A singer-songwriter. His edgy realness rocked the rigidity out of Ward 3 in Northwest DC.

Good looks, quiet confidence and soulful voice were a trifecta of a tease for a twenty-something. He was a beautiful stranger. And I was perfectly poised to ponder the serendipity of our soon to intersect lives.

We became two rebels rushing through youth, intertwined in a free flow of fiery passion. We danced to the divine voice of D'Angelo in the dark. And didn't dissect any deeper meanings from the moment. The dimly lit disintegration of time will do that.

We lost touch. And nearly ten years have gone by.

And then the cerebral technology of a social network that's steeped in the past can sideswipe your soul.

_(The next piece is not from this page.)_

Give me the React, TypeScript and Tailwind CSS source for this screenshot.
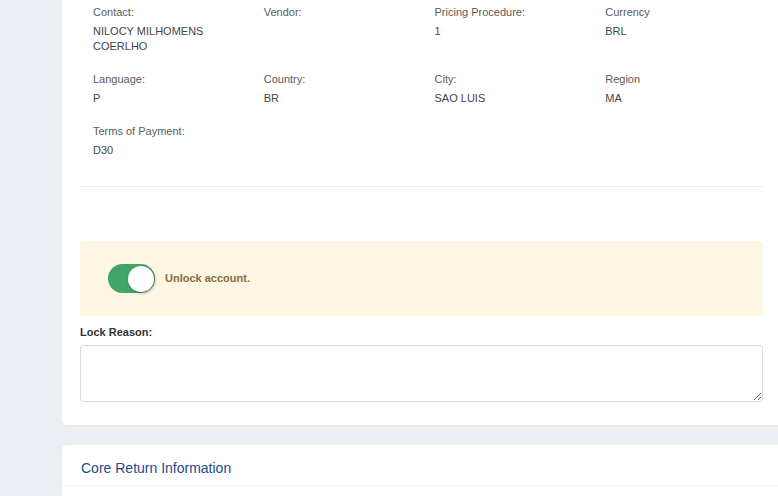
import React from "react";

const fields: { label: string; value: string[] }[][] = [
  [
    { label: "Contact:", value: ["NILOCY MILHOMENS", "COERLHO"] },
    { label: "Vendor:", value: [] },
    { label: "Pricing Procedure:", value: ["1"] },
    { label: "Currency", value: ["BRL"] },
  ],
  [
    { label: "Language:", value: ["P"] },
    { label: "Country:", value: ["BR"] },
    { label: "City:", value: ["SAO LUIS"] },
    { label: "Region", value: ["MA"] },
  ],
  [{ label: "Terms of Payment:", value: ["D30"] }],
];

export default function App() {
  return (
    <div
      className="w-[778px] h-[496px] overflow-hidden bg-[#ebeff3] pl-[62px]"
      style={{ fontFamily: '"Liberation Sans", Arial, sans-serif' }}
    >
      <div className="w-[721px] bg-white rounded-b-[5px] border-b border-[#e2e6ea] pl-[18px] pr-[20px] pt-[5px] pb-[23px]">
        <div className="grid grid-cols-4">
          {fields.flat().map((f, i) => (
            <div key={i} className="pl-[13px] mb-[18px] text-[11px] leading-[15px]">
              <div className="text-[#5a5a5a]">{f.label}</div>
              <div className="mt-[4px] text-[#444] min-h-[15px]">
                {f.value.map((v, j) => (
                  <div key={j}>{v}</div>
                ))}
              </div>
            </div>
          ))}
        </div>
        <div className="mt-[10px] border-t border-[#eceef0]" />
        <div className="mt-[54px] h-[75px] rounded-[3px] bg-[#fcf6e3] flex items-center pl-[28px]">
          <div className="relative w-[47px] h-[29px] rounded-full bg-[#40a566]">
            <div className="absolute right-[1px] top-[1.5px] w-[26px] h-[26px] rounded-full bg-white shadow-[1px_1px_3px_rgba(0,0,0,0.35)]" />
          </div>
          <span className="ml-[10px] text-[11px] font-bold text-[#8a6d3b]">Unlock account.</span>
        </div>
        <div className="mt-[9px] text-[11px] leading-[15px] font-bold text-[#333]">Lock Reason:</div>
        <textarea className="mt-[5px] block w-full h-[57px] rounded-[3px] border border-[#d5d9de] bg-white outline-none" />
      </div>
      <div className="mt-[19px] w-[721px] h-[60px] bg-white rounded-t-[5px]">
        <div className="h-[41px] border-b border-[#eef0f2] pl-[19px] pt-[15px] text-[14px] leading-[16px] text-[#234a8a]">
          Core Return Information
        </div>
      </div>
    </div>
  );
}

Just like that.

"Blast from the past!" said his message. First of all, why do people still say this? (other than the whole rhyming thing). Blasts aren't good.

They can shake you to the core, unearthing the strong stability of a settled story, and unleash emotions that were silently stored in the dark depths of a decade.

Pop ups from the past prolong the palpable passions of a mere moment in time. And if you're not proactive, placating to the yearnings of yesterday can yellow the photographs of your future.

It happens all the time in the digital world. You're tagged in an old photograph, or you tagalong to memories through the stories that stream through your feed, that run through your mind. These moments are a reminder that you're not who you once were. Yet you're not sure how or when time...happened.

Digital presences can make it difficult to distance elapsed time. The recent becomes rapidly wrapped in the past, stoically stored like a cocoon. It's like a souvenir that no longer serves a purpose, other than to be clicked and cooed at from afar.

Recalling moments through the lens of retrospect can rivet the realness of who you are today. You can massage memories with the flutter of your fingertips on the keyboard, beaming and bursting from the momentary beauty from a less intricate time. But you can't turn it back (unless it's Daylight Savings...and look at how much a one-hour switch can cause confusion).

You may blast messages to your past, or bloviate about your humble beginnings. But it's your stories that allow nostalgia to linger, and for realness to resonate. When you surrender to stories from your past, you find ways to weave worthy moments into your present. You release the resistance that allows you to revolutionize the riddles of yesterday. And you heroically harness the power of being human.

Whether your memories are your twenty-something bodies stripped bare. Or certain stories strip your soul bare. Stories summon the subtexts for your life. And sometimes it's just what you need to keep it real.